We could try to manually adjust things - remove the first row, change the column names, and then change the column types. But this is both a lot of work, and not really a best practice for data management. Lets instead re-read the data in with the skip option from read_excel, and see if it fixes all of our problems!

Code
wildbirds <- read_excel("_data/wild_bird_data.xlsx",
                        skip = 1)
wildbirds

This now looks great! Both variables are numeric, and now they correctly show up as double or (). The variable names might be a bit tough to work with, though, so it can be easier to assign new column names on the read in - and then manually adjust axis labels, etc once you are working on your publication-quality graphs.

Note that I skip two rows this time, and apply my own column names.

Code
wildbirds <- read_excel("_data/wild_bird_data.xlsx",
                        skip = 2, 
                        col_names = c("weight", "pop_size"))
wildbirds

The railroad data set is our most challenging data to read in this week, but is (by comparison) a fairly straightforward formatted table published by the Railroad Retirement Board. The value variable is a count of the number of employees in each county and state combination. Railroad Employment

Looking at the excel file, we can see that there are only a few issues: 1. There are three rows at the top of the sheet that are not needed 2. There are blank columns that are not needed. 3. There are Total rows for each state that are not needed

Skipping title rows

For the first issue, we use the “skip” option on read_excel from the readxl package to skip the rows at the top.

Code
read_excel("_data/StateCounty2012.xls",
                     skip = 3)
New names:
• `` -> `...2`
• `` -> `...4`

Removing empty columns

For the second issue, I name the blank columns “delete” to make is easy to remove the unwanted columns. I then use select (with the ! sign to designate the complement or NOT) to select columns we wish to keep in the dataset - the rest are removed. Note that I skip 4 rows this time as I do not need the original header row.

There are other approaches you could use for this task (e.g., remove all columns that have no valid volues), but hard coding of variable names and types during data read in is not considered a violation of best practices and - if used strategically - can often make later data cleaning much easier.

Code
read_excel("_data/StateCounty2012.xls",
                     skip = 4,
                     col_names= c("State", "delete", "County", "delete", "Employees"))%>%
  select(!contains("delete"))
New names:
• `delete` -> `delete...2`
• `delete` -> `delete...4`

Filtering “total” rows

For the third issue, we are going to use filter to identify (and drop the rows that have the word “Total” in the State column). str_detect can be used to find specific rows within a column that have the designated “pattern”, while the “!” designates the complement of the selected rows (i.e., those without the “pattern” we are searching for.)

The str_detect command is from the stringr package, and is a powerful and easy to use implementation of grep and regex in the tidyverse - the base R functions (grep, gsub, etc) are classic but far more difficult to use, particularly for those not in practice.

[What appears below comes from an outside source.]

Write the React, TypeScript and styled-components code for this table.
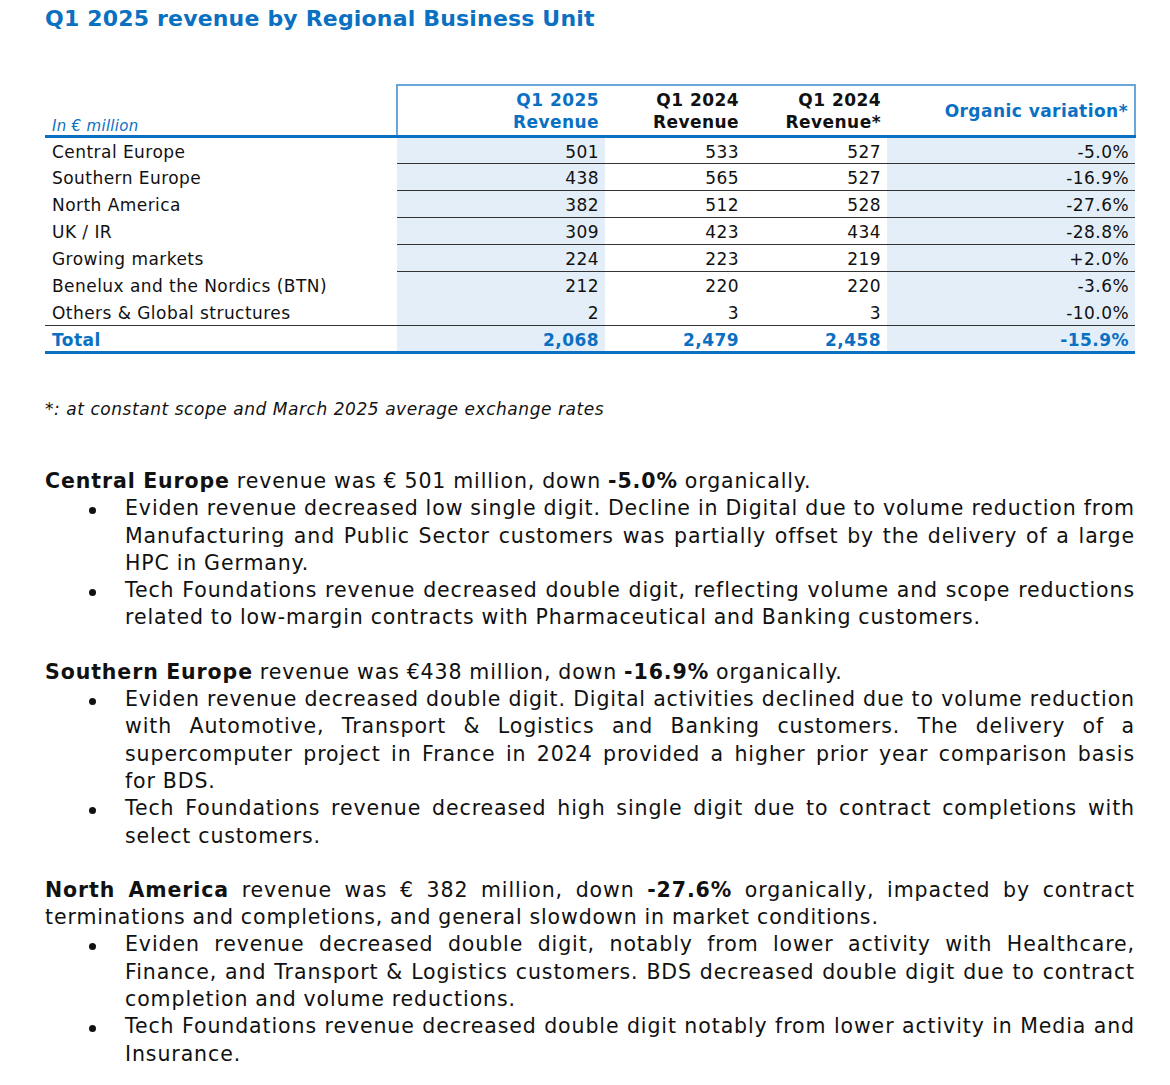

Be sure to explore the stringr package on your own.

Code
railroad<-read_excel("_data/StateCounty2012.xls",
                     skip = 4,
                     col_names= c("State", "delete", "County", "delete", "Employees"))%>%
  select(!contains("delete"))%>%
  filter(!str_detect(State, "Total"))
New names:
• `delete` -> `delete...2`
• `delete` -> `delete...4`
Code
railroad

Remove any table notes

Tables often have notes in the last few table rows. You can check table limits and use this information during data read-in to not read the notes by setting the n-max option at the total number of rows to read, or less commonly, the range option to specify the spreadsheet range in standard excel naming (e.g., “B4:R142”). If you didn’t handle this on read in, you can use the tail command to check for notes and either tail or head to keep only the rows that you need.

Code
tail(railroad, 10)
Code
#remove the last two observations
railroad <-head(railroad, -2)
tail(railroad, 10)

Confirm cases

And that is all it takes! The data are now ready for analysis. Lets see if we get the same number of unique states that were in the cleaned data in exercise 1.

Code
railroad%>%
  select(State)%>%
  n_distinct(.)
[1] 54
Code
railroad%>%
  select(State)%>%
  distinct()

Oh my goodness! It seems that we have an additional “State” - it looks like Canada is in the full excel data and not the tidy data. This is one example of why it is good practice to always work from the original data source!